Making life easier for people

Samani first connected with her mentor Ashis Banerjee, associate professor of ME and of industrial systems and engineering, during her undergraduate education at the Indian Institute of Technology, Gandhinagar.

“The distinguishing aspect of Ekta’s research is her ability to synthesize concepts and techniques from different disciplines – namely machine learning, computational topology and human cognition – to come up with novel and practical solutions to challenging autonomous robot perception problems,” Banerjee says.

Banerjee’s research on improving robotic perception resonated with Samani, who’s also interested in designing autonomous systems that make life easier for people.

“I think robots are meant to help us, not replace us,” she says.

Samani has continued to work with Banerjee while at the UW. She received her ME master’s degree in 2021 and hopes to complete her Ph.D. this summer.

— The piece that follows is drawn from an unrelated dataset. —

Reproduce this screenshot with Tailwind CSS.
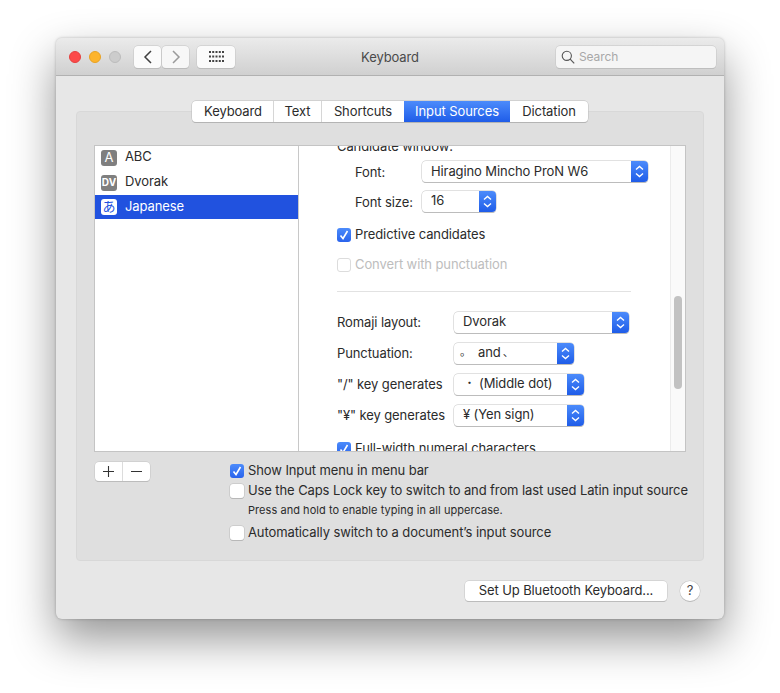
<!DOCTYPE html>
<html lang="en">
<head>
<meta charset="utf-8"/>
<title>Keyboard</title>
<script src="https://cdn.jsdelivr.net/npm/@tailwindcss/browser@4"></script>
</head>
<body class="bg-white overflow-hidden font-['Inter','Noto_Sans_CJK_JP',sans-serif] text-[13px] text-[#2b2b2b] tracking-[-0.1px]">
<div class="w-[780px] h-[693px] pl-[56px] pt-[38px]">
  <div class="w-[668px] h-[581px] rounded-[6px] bg-[#e7e7e7] shadow-[0_20px_45px_rgba(0,0,0,0.42),0_0_3px_rgba(0,0,0,0.25)] overflow-hidden flex flex-col">

    <!-- title bar -->
    <div class="relative h-[38px] shrink-0 flex items-center pl-[13px] pr-[8px] bg-gradient-to-b from-[#ebebeb] to-[#d0d0d0] border-b border-[#b1b1b1]">
      <span class="w-[12px] h-[12px] rounded-full bg-[#fc4a4a] border border-[#e5403f]"></span>
      <span class="ml-[8px] w-[12px] h-[12px] rounded-full bg-[#fdb42c] border border-[#e8a224]"></span>
      <span class="ml-[8px] w-[12px] h-[12px] rounded-full bg-[#cccccc] border border-[#bcbcbc]"></span>
      <button class="ml-[13px] w-[27px] h-[22px] rounded-[4px] bg-[#fbfbfb] shadow-[0_0_0_0.5px_#c4c4c4,0_1px_0_#b4b4b4] flex items-center justify-center">
        <svg width="10" height="14" viewBox="0 0 10 14" fill="none" stroke="#3f3f3f" stroke-width="1.5"><path d="M8 1L2 7l6 6"/></svg>
      </button>
      <button class="ml-[1px] w-[27px] h-[22px] rounded-[4px] bg-[#f7f7f7] shadow-[0_0_0_0.5px_#c4c4c4,0_1px_0_#b4b4b4] flex items-center justify-center">
        <svg width="10" height="14" viewBox="0 0 10 14" fill="none" stroke="#9a9a9a" stroke-width="1.5"><path d="M2 1l6 6-6 6"/></svg>
      </button>
      <button class="ml-[8px] w-[38px] h-[22px] rounded-[4px] bg-[#fbfbfb] shadow-[0_0_0_0.5px_#c4c4c4,0_1px_0_#b4b4b4] flex items-center justify-center">
        <svg width="15" height="11" viewBox="0 0 15 11" fill="#444"><rect x="0" y="0" width="2" height="2"/><rect x="3.2" y="0" width="2" height="2"/><rect x="6.5" y="0" width="2" height="2"/><rect x="9.8" y="0" width="2" height="2"/><rect x="13" y="0" width="2" height="2"/><rect x="0" y="4.5" width="2" height="2"/><rect x="3.2" y="4.5" width="2" height="2"/><rect x="6.5" y="4.5" width="2" height="2"/><rect x="9.8" y="4.5" width="2" height="2"/><rect x="13" y="4.5" width="2" height="2"/><rect x="0" y="9" width="2" height="2"/><rect x="3.2" y="9" width="2" height="2"/><rect x="6.5" y="9" width="2" height="2"/><rect x="9.8" y="9" width="2" height="2"/><rect x="13" y="9" width="2" height="2"/></svg>
      </button>
      <span class="absolute inset-x-0 text-center text-[#4a4a4a] pt-[2px]">Keyboard</span>
      <div class="ml-auto w-[160px] h-[22px] rounded-[4px] bg-[#f5f5f5] shadow-[0_0_0_0.5px_#c4c4c4,0_1px_0_#b8b8b8] flex items-center pl-[5px] gap-[4px] text-[12px] text-[#a8a8a8]">
        <svg width="14" height="14" viewBox="0 0 14 14" fill="none" stroke="#555" stroke-width="1.1"><circle cx="5.8" cy="5.8" r="4.6"/><path d="M9.2 9.2l4 4.2"/></svg>
        <span>Search</span>
      </div>
    </div>

    <!-- body -->
    <div class="flex-1 flex flex-col px-[20px] pt-[25px]">
      <!-- tabs -->
      <div class="relative z-10 -mb-[11px] h-[21px] self-center flex rounded-[4px] bg-white shadow-[0_0_0_0.5px_#bcbcbc,0_1px_0_#adadad] overflow-hidden">
        <span class="w-[82px] pl-[1px] flex items-center justify-center border-r border-[#d6d6d6]">Keyboard</span>
        <span class="w-[48px] flex items-center justify-center border-r border-[#d6d6d6]">Text</span>
        <span class="w-[82px] flex items-center justify-center">Shortcuts</span>
        <span class="w-[106px] flex items-center justify-center text-white bg-gradient-to-b from-[#4c8bfb] to-[#1f5ce8]">Input Sources</span>
        <span class="w-[78px] flex items-center justify-center">Dictation</span>
      </div>

      <!-- panel -->
      <div class="h-[450px] rounded-[4px] bg-[#dfdfdf] border border-[#d8d8d8] flex flex-col px-[17px] pt-[33px]">
        <div class="h-[307px] flex bg-white border border-[#c4c4c4] overflow-hidden">
          <!-- source list -->
          <div class="w-[204px] shrink-0 border-r border-[#c8c8c8] -mt-[1px]">
            <div class="h-[25px] flex items-center pl-[6px] gap-[8px]">
              <span class="w-[16px] h-[16px] rounded-[3px] bg-[#7f7f7f] text-white text-[13px] flex items-center justify-center">A</span>
              <span class="-mt-[2px]">ABC</span>
            </div>
            <div class="h-[25px] flex items-center pl-[6px] gap-[8px]">
              <span class="w-[16px] h-[16px] rounded-[3px] bg-[#7f7f7f] text-white text-[10px] font-bold tracking-normal flex items-center justify-center">DV</span>
              <span class="-mt-[2px]">Dvorak</span>
            </div>
            <div class="h-[24px] flex items-center pl-[6px] gap-[8px] bg-[#2152df] text-white">
              <span class="w-[16px] h-[16px] rounded-[3px] bg-white text-[#2152df] text-[13px] flex items-center justify-center">あ</span>
              <span>Japanese</span>
            </div>
          </div>

          <!-- scrolled settings -->
          <div class="flex-1 overflow-hidden pl-[38px]">
            <div class="-mt-[8px] w-[312px]">
              <div class="h-[16px] leading-[16px]">Candidate window:</div>
              <div class="mt-[7px] flex items-center h-[21px]">
                <span class="w-[85px] pl-[18px] pt-[2px] shrink-0">Font:</span>
                <div class="w-[226px] h-[21px] rounded-[4px] bg-white shadow-[0_0_0_0.5px_#c4c4c4,0_1px_0_#b4b4b4] flex overflow-hidden">
                  <span class="flex-1 pl-[9px] leading-[20px]">Hiragino Mincho ProN W6</span>
                  <span class="w-[17px] bg-gradient-to-b from-[#4c8bfb] to-[#1f5ce8] flex items-center justify-center"><svg width="9" height="13" viewBox="0 0 9 13" fill="none" stroke="#fff" stroke-width="1.4"><path d="M1 4.5L4.5 1.5 8 4.5M1 8.5l3.5 3 3.5-3"/></svg></span>
                </div>
              </div>
              <div class="mt-[9px] flex items-center h-[21px]">
                <span class="w-[85px] pl-[18px] pt-[2px] shrink-0">Font size:</span>
                <div class="w-[74px] h-[21px] rounded-[4px] bg-white shadow-[0_0_0_0.5px_#c4c4c4,0_1px_0_#b4b4b4] flex overflow-hidden">
                  <span class="flex-1 pl-[9px] leading-[19px]">16</span>
                  <span class="w-[17px] bg-gradient-to-b from-[#4c8bfb] to-[#1f5ce8] flex items-center justify-center"><svg width="9" height="13" viewBox="0 0 9 13" fill="none" stroke="#fff" stroke-width="1.4"><path d="M1 4.5L4.5 1.5 8 4.5M1 8.5l3.5 3 3.5-3"/></svg></span>
                </div>
              </div>
              <div class="mt-[16px] flex items-center h-[14px] gap-[4px]">
                <span class="w-[14px] h-[14px] rounded-[3px] bg-gradient-to-b from-[#4c8bfb] to-[#2a63ec] flex items-center justify-center"><svg width="10" height="10" viewBox="0 0 10 10" fill="none" stroke="#fff" stroke-width="1.6"><path d="M1.5 5.5L4 8.5 8.5 1"/></svg></span>
                <span>Predictive candidates</span>
              </div>
              <div class="mt-[16px] flex items-center h-[14px] gap-[4px] text-[#bdbdbd]">
                <span class="w-[14px] h-[14px] rounded-[3px] bg-white border border-[#dcdcdc]"></span>
                <span>Convert with punctuation</span>
              </div>
              <div class="mt-[19px] w-[294px] h-px bg-[#e2e2e2]"></div>
              <div class="mt-[20px] flex items-center h-[21px]">
                <span class="w-[117px] shrink-0">Romaji layout:</span>
                <div class="w-[175px] h-[21px] rounded-[4px] bg-white shadow-[0_0_0_0.5px_#c4c4c4,0_1px_0_#b4b4b4] flex overflow-hidden">
                  <span class="flex-1 pl-[9px] leading-[19px]">Dvorak</span>
                  <span class="w-[17px] bg-gradient-to-b from-[#4c8bfb] to-[#1f5ce8] flex items-center justify-center"><svg width="9" height="13" viewBox="0 0 9 13" fill="none" stroke="#fff" stroke-width="1.4"><path d="M1 4.5L4.5 1.5 8 4.5M1 8.5l3.5 3 3.5-3"/></svg></span>
                </div>
              </div>
              <div class="mt-[10px] flex items-center h-[21px]">
                <span class="w-[117px] shrink-0">Punctuation:</span>
                <div class="w-[120px] h-[21px] rounded-[4px] bg-white shadow-[0_0_0_0.5px_#c4c4c4,0_1px_0_#b4b4b4] flex overflow-hidden">
                  <span class="flex-1 flex pl-[6px] leading-[19px]"><span class="w-[18px] text-[11px]">。</span><span>and</span><span class="ml-[2px] text-[11px]">、</span></span>
                  <span class="w-[17px] bg-gradient-to-b from-[#4c8bfb] to-[#1f5ce8] flex items-center justify-center"><svg width="9" height="13" viewBox="0 0 9 13" fill="none" stroke="#fff" stroke-width="1.4"><path d="M1 4.5L4.5 1.5 8 4.5M1 8.5l3.5 3 3.5-3"/></svg></span>
                </div>
              </div>
              <div class="mt-[10px] flex items-center h-[21px]">
                <span class="w-[117px] shrink-0">"/" key generates</span>
                <div class="w-[130px] h-[21px] rounded-[4px] bg-white shadow-[0_0_0_0.5px_#c4c4c4,0_1px_0_#b4b4b4] flex overflow-hidden">
                  <span class="flex-1 flex pl-[10px] leading-[19px]"><span class="w-[15px] text-[11px]">・</span><span>(Middle dot)</span></span>
                  <span class="w-[17px] bg-gradient-to-b from-[#4c8bfb] to-[#1f5ce8] flex items-center justify-center"><svg width="9" height="13" viewBox="0 0 9 13" fill="none" stroke="#fff" stroke-width="1.4"><path d="M1 4.5L4.5 1.5 8 4.5M1 8.5l3.5 3 3.5-3"/></svg></span>
                </div>
              </div>
              <div class="mt-[10px] flex items-center h-[21px]">
                <span class="w-[117px] shrink-0">"¥" key generates</span>
                <div class="w-[130px] h-[21px] rounded-[4px] bg-white shadow-[0_0_0_0.5px_#c4c4c4,0_1px_0_#b4b4b4] flex overflow-hidden">
                  <span class="flex-1 pl-[9px] leading-[19px]">¥ (Yen sign)</span>
                  <span class="w-[17px] bg-gradient-to-b from-[#4c8bfb] to-[#1f5ce8] flex items-center justify-center"><svg width="9" height="13" viewBox="0 0 9 13" fill="none" stroke="#fff" stroke-width="1.4"><path d="M1 4.5L4.5 1.5 8 4.5M1 8.5l3.5 3 3.5-3"/></svg></span>
                </div>
              </div>
              <div class="mt-[16px] flex items-center h-[14px] gap-[4px]">
                <span class="w-[14px] h-[14px] rounded-[3px] bg-gradient-to-b from-[#4c8bfb] to-[#2a63ec] flex items-center justify-center"><svg width="10" height="10" viewBox="0 0 10 10" fill="none" stroke="#fff" stroke-width="1.6"><path d="M1.5 5.5L4 8.5 8.5 1"/></svg></span>
                <span>Full-width numeral characters</span>
              </div>
            </div>
          </div>

          <!-- scrollbar -->
          <div class="w-[15px] shrink-0 bg-[#fafafa] border-l border-[#ececec] pl-[3px] pt-[150px]">
            <div class="w-[8px] h-[93px] rounded-full bg-[#c2c2c2]"></div>
          </div>
        </div>

        <!-- options under list -->
        <div class="flex mt-[10px]">
          <div class="w-[55px] h-[19px] ml-[1px] flex rounded-[4px] bg-white shadow-[0_0_0_0.5px_#c4c4c4,0_1px_0_#b4b4b4] overflow-hidden shrink-0">
            <span class="flex-1 flex items-center justify-center border-r border-[#dcdcdc]"><svg width="13" height="13" viewBox="0 0 13 13" stroke="#333" stroke-width="1.1"><path d="M6.5 1v11M1 6.5h11"/></svg></span>
            <span class="flex-1 flex items-center justify-center"><svg width="13" height="13" viewBox="0 0 13 13" stroke="#333" stroke-width="1.1"><path d="M1 6.5h11"/></svg></span>
          </div>
          <div class="ml-[80px] pt-[2px] whitespace-nowrap">
            <div class="flex items-center h-[14px] gap-[4px]">
              <span class="w-[14px] h-[14px] rounded-[3px] bg-gradient-to-b from-[#4c8bfb] to-[#2a63ec] flex items-center justify-center"><svg width="10" height="10" viewBox="0 0 10 10" fill="none" stroke="#fff" stroke-width="1.6"><path d="M1.5 5.5L4 8.5 8.5 1"/></svg></span>
              <span>Show Input menu in menu bar</span>
            </div>
            <div class="mt-[6px] flex items-center h-[14px] gap-[4px]">
              <span class="w-[14px] h-[14px] rounded-[3px] bg-white shadow-[0_0_0_0.5px_#bcbcbc,0_1px_0_#b4b4b4]"></span>
              <span>Use the Caps Lock key to switch to and from last used Latin input source</span>
            </div>
            <div class="mt-[5px] pl-[18px] text-[11px] h-[14px] leading-[14px] tracking-[0.05px]">Press and hold to enable typing in all uppercase.</div>
            <div class="mt-[9px] flex items-center h-[14px] gap-[4px]">
              <span class="w-[14px] h-[14px] rounded-[3px] bg-white shadow-[0_0_0_0.5px_#bcbcbc,0_1px_0_#b4b4b4]"></span>
              <span>Automatically switch to a document’s input source</span>
            </div>
          </div>
        </div>
      </div>

      <!-- bottom buttons -->
      <div class="flex justify-end items-center mt-[20px] pr-[4px] gap-[13px]">
        <button class="w-[202px] h-[20px] rounded-[4px] bg-white shadow-[0_0_0_0.5px_#c4c4c4,0_1px_0_#b4b4b4]">Set Up Bluetooth Keyboard...</button>
        <button class="w-[20px] h-[20px] rounded-full bg-white shadow-[0_0_0_0.5px_#c4c4c4,0_1px_0_#b4b4b4] text-[#444]">?</button>
      </div>
    </div>
  </div>
</div>
</body>
</html>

After graduating, she will join a cohort of researchers in Amazon’s Postdoctoral Science Program that will explore solutions to teams’ challenges. She plans to continue expanding her knowledge of topology and applying it to a broad range of automation problems.

“I’m looking forward to working on some challenging problems at Amazon,” Samani says. “The solutions have to be deployed at a huge scale because they work with so many customers, products and teams. I’m excited to gain industry experience so I can become a more polished researcher.”

In her future career, Samani hopes to continue researching robotics and automation with one goal in mind: “I want to make a positive impact on people’s lives,” she says.